| SET PROBLEM |
Retype nothing except the lines below from the one with "Clone this screenshot in React, TypeScript" through the one with "import React from", exactly, with images left out.

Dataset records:
------

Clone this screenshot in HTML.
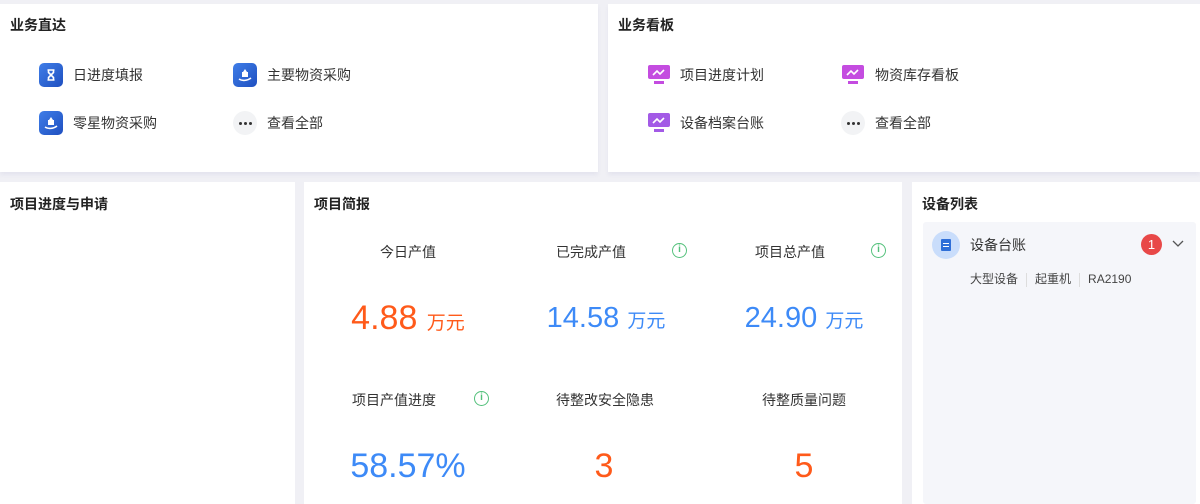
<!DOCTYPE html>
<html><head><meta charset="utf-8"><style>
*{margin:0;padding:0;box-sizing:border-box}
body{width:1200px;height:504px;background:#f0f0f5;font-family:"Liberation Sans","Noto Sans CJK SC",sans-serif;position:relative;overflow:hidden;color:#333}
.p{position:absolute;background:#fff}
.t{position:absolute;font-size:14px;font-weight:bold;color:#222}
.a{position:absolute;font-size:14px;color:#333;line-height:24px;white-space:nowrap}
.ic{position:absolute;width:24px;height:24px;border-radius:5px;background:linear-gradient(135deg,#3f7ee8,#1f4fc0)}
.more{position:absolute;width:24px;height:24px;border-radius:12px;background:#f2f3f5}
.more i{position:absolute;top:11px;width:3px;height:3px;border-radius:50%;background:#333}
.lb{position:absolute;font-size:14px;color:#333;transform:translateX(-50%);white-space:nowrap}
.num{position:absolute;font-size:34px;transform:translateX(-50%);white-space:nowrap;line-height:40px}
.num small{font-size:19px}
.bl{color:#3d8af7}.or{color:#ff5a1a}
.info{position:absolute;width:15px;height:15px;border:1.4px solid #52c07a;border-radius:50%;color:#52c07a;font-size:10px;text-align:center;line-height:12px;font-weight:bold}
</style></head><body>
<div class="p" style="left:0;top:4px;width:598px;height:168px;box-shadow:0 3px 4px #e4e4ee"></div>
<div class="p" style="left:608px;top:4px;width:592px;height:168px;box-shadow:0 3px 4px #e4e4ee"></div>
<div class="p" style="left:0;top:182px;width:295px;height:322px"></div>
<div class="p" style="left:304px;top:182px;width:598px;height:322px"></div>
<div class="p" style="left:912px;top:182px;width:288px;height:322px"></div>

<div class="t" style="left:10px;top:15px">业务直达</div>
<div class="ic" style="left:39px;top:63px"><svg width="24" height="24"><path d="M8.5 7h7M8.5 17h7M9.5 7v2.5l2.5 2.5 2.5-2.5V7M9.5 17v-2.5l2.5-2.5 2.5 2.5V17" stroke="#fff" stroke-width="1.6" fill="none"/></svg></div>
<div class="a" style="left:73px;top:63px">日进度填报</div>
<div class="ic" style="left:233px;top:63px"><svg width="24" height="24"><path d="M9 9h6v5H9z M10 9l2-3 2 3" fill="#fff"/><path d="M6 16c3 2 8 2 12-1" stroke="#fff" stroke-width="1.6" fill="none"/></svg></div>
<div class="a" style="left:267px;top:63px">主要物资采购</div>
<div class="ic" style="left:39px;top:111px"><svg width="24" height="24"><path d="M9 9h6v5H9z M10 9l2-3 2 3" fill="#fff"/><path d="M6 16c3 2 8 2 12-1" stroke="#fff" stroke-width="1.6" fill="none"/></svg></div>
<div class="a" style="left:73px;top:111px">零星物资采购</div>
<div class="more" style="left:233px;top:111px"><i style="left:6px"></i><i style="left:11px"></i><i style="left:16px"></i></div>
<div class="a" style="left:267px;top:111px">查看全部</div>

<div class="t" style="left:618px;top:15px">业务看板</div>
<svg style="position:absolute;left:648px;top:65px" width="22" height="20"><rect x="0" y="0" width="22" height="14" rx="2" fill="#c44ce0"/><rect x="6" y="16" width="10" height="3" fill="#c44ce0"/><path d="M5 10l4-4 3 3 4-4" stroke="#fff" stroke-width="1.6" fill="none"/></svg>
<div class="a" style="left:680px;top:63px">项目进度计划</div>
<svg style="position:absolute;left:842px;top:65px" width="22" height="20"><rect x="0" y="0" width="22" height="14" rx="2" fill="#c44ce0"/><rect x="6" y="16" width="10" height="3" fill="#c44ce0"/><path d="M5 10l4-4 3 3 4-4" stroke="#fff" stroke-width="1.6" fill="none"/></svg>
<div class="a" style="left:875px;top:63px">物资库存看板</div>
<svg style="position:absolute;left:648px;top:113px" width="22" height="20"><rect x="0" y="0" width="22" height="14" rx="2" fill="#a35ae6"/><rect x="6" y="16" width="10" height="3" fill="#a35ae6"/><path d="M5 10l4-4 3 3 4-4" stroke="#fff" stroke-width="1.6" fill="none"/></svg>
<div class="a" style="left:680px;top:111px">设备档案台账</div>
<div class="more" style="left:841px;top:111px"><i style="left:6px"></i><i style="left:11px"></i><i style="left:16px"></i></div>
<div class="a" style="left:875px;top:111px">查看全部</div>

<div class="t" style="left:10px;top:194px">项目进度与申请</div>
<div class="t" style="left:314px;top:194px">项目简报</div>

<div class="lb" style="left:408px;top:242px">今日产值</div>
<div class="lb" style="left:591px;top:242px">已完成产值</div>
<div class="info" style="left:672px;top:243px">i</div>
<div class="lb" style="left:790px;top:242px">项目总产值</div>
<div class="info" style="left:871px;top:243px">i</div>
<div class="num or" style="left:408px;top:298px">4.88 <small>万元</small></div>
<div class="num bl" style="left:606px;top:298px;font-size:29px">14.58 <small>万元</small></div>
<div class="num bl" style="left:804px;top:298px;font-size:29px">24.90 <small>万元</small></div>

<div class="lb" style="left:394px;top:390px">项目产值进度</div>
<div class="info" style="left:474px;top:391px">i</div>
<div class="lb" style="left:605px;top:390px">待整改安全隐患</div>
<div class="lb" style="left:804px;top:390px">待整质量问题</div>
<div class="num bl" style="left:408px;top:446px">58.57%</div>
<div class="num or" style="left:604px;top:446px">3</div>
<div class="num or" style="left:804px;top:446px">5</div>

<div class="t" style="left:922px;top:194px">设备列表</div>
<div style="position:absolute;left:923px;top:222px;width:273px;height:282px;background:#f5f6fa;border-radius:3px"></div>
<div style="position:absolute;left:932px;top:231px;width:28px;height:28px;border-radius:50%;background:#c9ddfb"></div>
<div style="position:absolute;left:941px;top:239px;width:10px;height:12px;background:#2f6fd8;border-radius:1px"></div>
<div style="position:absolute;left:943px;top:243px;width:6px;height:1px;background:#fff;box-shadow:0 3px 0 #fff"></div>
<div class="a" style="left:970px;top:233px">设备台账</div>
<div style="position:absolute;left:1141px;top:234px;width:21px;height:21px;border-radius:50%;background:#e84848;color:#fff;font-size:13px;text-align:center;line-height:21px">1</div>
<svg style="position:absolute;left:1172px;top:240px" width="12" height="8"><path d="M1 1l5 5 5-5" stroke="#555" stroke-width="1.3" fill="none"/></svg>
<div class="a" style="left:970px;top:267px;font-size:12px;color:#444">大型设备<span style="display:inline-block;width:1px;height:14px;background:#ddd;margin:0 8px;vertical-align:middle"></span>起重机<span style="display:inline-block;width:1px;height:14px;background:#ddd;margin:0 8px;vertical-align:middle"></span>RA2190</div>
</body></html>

------

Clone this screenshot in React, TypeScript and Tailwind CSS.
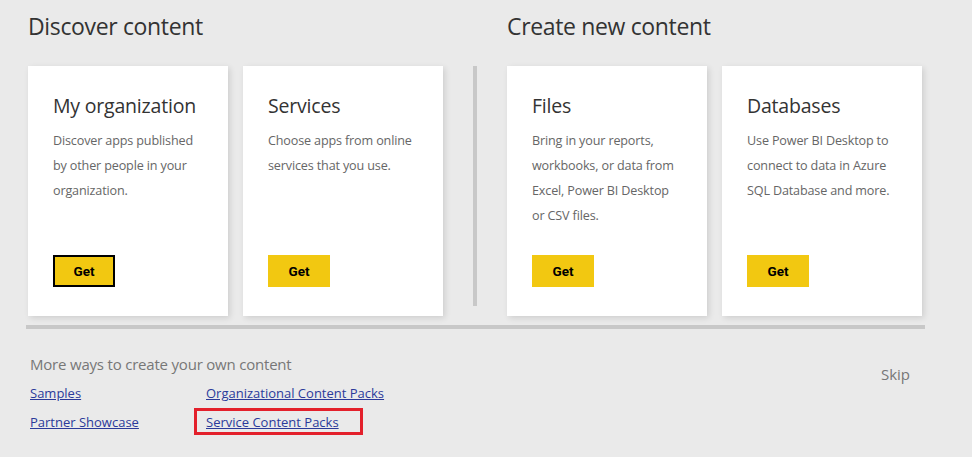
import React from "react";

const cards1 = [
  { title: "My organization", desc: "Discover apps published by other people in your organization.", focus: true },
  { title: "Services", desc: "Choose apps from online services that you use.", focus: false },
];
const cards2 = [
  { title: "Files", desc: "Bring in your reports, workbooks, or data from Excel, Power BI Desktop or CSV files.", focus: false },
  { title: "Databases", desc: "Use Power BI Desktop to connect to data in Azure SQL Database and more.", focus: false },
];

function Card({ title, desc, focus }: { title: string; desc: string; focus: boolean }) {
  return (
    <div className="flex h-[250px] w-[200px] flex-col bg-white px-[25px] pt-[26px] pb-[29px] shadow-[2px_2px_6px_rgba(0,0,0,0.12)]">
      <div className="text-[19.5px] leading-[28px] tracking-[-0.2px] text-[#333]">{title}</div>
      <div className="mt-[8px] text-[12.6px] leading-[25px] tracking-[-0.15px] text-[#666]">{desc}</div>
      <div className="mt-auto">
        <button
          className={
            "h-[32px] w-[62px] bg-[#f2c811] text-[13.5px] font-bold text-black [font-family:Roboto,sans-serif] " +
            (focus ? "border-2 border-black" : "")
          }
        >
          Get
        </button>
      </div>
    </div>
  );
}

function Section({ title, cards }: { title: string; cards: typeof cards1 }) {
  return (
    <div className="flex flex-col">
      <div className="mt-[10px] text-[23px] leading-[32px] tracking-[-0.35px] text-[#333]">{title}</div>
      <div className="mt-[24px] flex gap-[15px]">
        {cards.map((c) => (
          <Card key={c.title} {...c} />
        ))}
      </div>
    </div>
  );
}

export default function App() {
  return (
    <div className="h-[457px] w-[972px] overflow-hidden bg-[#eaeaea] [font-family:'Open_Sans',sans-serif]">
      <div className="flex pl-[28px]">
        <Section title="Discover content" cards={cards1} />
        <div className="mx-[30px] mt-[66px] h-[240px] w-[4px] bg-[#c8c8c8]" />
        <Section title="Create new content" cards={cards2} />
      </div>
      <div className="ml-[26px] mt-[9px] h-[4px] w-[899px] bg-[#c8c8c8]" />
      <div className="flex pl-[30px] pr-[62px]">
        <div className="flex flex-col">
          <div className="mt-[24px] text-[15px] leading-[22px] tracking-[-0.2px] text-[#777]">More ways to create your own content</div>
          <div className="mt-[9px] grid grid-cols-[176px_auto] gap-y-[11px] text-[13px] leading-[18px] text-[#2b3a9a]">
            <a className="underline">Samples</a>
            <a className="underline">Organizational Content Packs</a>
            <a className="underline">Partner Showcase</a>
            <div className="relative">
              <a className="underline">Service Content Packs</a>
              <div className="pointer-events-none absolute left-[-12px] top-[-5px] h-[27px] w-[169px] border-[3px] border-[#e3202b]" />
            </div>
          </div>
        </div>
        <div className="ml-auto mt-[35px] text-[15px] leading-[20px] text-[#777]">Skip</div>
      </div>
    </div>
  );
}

------

| ANSWER |
Clone this screenshot in React, TypeScript and Tailwind CSS.
import React from "react";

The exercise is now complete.